Warning From Mubarak

PLO officials said that Mubarak warned in a letter delivered to Arafat on Friday that failure to delete this phrase could “lead to a total breakdown in PLO-Egyptian relations.”

However, Palestinian radicals, who had made criticism of Egypt a condition for rejoining the PLO, were equally adamant about retaining the phrase and threatened to walk away from the unity accord if it was deleted.

Although Arafat, who was said by his aides to be keen on maintaining good relations with Egypt, succeeded in toning down the wording of the resolution, the key phrase was retained in the draft read aloud and passed by a wildly enthusiastic show of hands on the next-to-last day of the PNC’s weeklong meeting.

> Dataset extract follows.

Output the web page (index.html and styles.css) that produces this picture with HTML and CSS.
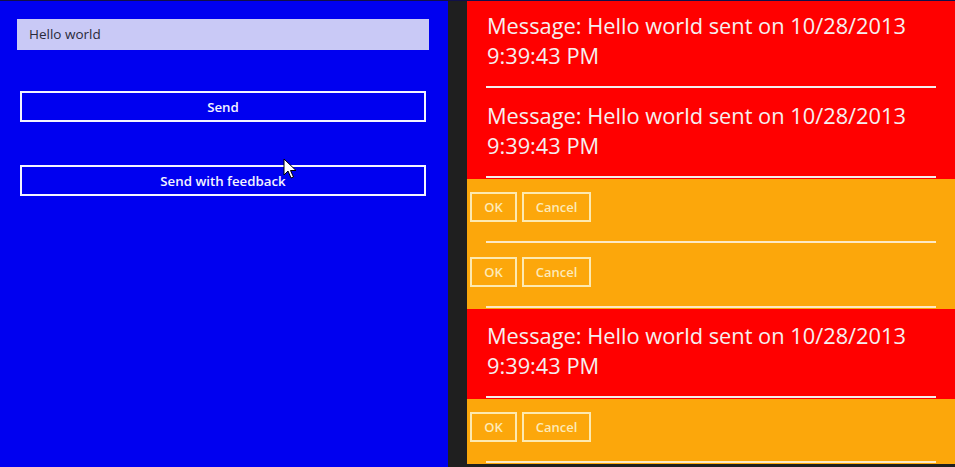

After the last resolution was passed, the crowded and tense conference hall erupted into a spontaneous uproar of chanting, singing and applause. Delegates joined hands and danced about their seats, chanting “Unity! Unity!” and “Yas-ser Ar-a-fat!”

Triumphant Gesture

Nayef Hawatmeh, leader of one of the radical groups, the Democratic Front for the Liberation of Palestine, was hoisted onto the shoulders of his supporters and carried triumphantly through the halls of the heavily guarded conference site on the outskirts of Algiers.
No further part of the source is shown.